__ITEMS__
..........

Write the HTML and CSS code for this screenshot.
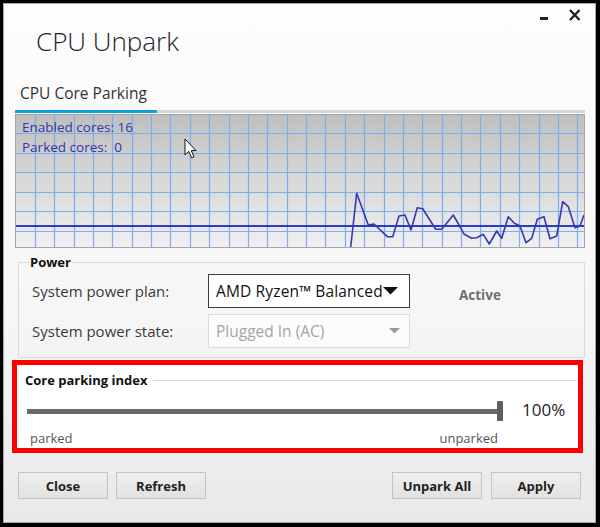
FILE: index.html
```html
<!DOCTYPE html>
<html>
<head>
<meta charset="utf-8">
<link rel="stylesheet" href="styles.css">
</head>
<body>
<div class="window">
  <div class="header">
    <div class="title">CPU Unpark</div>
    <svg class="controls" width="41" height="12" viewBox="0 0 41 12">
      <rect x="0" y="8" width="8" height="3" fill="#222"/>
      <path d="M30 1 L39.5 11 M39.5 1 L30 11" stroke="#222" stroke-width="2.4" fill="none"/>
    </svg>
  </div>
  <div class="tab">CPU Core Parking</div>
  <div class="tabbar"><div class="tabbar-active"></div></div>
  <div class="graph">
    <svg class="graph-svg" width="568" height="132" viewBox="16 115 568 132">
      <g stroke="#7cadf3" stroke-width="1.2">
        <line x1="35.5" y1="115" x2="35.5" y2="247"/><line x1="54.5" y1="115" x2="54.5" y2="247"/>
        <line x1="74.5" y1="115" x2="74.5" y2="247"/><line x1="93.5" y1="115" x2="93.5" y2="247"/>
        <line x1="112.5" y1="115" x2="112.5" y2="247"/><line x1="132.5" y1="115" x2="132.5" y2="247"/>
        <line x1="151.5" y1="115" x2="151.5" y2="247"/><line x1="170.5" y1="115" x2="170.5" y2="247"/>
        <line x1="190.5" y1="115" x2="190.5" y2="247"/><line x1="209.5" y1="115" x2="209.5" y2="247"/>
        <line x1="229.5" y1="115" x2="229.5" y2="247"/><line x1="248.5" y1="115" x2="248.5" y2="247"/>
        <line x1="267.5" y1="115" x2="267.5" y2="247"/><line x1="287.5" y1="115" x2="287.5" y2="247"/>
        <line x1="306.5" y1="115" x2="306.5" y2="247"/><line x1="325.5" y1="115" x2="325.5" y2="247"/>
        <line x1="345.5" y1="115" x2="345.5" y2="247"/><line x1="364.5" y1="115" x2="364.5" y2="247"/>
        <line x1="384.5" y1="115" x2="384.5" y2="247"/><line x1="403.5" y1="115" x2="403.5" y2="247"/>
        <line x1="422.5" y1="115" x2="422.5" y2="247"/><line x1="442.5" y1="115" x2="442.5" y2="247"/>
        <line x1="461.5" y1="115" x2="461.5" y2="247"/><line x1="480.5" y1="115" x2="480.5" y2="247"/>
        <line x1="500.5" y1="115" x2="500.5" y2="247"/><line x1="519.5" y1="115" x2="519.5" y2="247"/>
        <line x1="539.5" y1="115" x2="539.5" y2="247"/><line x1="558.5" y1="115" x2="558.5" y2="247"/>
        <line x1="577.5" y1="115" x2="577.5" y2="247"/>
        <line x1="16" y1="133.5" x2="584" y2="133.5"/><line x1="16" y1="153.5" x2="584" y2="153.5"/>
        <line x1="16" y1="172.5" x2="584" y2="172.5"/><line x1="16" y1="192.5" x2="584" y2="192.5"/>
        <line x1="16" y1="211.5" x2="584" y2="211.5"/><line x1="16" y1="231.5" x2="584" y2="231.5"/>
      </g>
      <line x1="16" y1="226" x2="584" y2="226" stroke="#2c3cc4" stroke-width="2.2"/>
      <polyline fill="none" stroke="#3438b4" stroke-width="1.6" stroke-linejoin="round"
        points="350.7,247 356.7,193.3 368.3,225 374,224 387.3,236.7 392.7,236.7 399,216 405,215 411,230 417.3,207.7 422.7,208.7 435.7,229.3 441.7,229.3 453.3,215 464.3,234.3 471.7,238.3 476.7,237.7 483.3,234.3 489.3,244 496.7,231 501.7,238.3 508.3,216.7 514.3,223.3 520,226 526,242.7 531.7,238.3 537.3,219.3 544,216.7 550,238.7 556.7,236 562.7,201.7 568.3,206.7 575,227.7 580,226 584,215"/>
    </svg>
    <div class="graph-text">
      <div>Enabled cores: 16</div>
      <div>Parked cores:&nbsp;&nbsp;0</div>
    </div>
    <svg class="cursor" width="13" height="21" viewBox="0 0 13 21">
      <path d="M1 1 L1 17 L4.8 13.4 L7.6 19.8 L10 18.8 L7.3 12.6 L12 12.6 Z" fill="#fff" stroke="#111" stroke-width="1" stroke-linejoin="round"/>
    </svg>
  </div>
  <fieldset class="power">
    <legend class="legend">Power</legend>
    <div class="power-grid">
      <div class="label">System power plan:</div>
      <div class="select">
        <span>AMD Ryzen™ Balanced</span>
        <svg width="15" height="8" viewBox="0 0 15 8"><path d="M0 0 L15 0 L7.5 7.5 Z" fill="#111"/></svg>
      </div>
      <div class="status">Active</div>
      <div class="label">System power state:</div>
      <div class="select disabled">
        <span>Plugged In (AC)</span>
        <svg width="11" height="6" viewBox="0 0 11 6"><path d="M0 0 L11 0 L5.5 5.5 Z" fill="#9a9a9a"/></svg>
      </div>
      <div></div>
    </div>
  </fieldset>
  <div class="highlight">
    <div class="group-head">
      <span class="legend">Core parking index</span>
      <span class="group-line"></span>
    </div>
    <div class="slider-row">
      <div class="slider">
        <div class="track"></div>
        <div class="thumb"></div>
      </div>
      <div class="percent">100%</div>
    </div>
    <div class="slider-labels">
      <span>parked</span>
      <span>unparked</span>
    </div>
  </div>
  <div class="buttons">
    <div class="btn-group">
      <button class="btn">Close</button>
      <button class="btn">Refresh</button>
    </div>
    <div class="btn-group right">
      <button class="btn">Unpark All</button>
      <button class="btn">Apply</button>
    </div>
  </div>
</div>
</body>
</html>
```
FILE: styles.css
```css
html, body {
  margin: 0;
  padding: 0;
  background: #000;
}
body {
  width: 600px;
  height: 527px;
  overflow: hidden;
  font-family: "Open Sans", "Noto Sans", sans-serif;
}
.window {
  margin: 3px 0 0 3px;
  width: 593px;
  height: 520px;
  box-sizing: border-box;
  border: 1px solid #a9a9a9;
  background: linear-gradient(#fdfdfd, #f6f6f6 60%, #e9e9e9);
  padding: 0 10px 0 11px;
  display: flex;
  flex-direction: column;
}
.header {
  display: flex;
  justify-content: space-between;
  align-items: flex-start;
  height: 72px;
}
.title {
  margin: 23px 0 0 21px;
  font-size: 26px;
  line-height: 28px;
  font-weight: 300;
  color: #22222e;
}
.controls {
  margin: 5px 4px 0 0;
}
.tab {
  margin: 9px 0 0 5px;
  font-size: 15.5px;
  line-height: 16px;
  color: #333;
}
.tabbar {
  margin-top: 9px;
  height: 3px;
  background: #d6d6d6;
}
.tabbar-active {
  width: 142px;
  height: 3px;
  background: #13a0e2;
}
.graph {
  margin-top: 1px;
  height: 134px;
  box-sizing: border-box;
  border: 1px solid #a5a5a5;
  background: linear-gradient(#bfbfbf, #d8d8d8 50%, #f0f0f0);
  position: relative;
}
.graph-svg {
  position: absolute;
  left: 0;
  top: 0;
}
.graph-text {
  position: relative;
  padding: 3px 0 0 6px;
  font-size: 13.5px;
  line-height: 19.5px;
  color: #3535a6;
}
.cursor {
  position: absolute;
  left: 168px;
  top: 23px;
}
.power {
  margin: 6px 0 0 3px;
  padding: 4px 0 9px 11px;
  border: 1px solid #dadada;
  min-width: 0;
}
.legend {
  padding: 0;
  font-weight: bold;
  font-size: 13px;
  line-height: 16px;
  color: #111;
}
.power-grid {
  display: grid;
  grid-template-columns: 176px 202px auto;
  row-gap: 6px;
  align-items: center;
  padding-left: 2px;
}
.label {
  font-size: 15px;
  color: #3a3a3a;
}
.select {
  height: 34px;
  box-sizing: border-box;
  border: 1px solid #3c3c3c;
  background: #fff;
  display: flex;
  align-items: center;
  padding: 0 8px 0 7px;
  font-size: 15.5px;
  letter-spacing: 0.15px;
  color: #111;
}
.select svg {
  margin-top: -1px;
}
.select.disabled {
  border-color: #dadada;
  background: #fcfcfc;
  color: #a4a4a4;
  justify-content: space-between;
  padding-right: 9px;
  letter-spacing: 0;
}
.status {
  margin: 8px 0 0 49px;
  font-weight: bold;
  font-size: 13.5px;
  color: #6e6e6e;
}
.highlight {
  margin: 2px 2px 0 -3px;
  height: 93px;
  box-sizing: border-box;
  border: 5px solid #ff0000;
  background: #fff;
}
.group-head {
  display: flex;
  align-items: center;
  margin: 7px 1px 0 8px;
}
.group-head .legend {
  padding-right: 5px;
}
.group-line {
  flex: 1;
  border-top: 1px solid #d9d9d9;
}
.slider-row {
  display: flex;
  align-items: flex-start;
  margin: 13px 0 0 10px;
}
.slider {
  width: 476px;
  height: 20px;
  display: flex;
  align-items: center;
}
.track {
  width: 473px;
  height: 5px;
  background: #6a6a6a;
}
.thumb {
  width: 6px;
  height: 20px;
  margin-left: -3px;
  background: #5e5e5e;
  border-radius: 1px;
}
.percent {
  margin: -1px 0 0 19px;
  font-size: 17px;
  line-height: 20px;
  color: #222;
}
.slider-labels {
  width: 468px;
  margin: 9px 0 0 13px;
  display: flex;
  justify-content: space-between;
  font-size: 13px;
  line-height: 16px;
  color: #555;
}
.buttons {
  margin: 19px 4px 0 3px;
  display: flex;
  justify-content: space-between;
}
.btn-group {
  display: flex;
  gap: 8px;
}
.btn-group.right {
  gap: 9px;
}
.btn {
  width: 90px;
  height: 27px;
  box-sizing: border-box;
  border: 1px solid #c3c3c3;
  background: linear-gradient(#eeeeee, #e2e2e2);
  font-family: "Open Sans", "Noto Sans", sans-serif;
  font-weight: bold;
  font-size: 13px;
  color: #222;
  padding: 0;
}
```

..........

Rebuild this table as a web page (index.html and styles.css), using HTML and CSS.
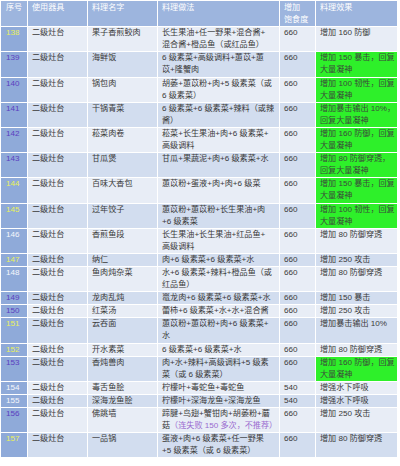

..........

__REQUIREMENTS__
Look through the material and copy each line that has "index".

__SOLUTION__
FILE: index.html
      <span class="legend">Core parking index</span>
Rebuild this table as a web page (index.html and styles.css), using HTML and CSS.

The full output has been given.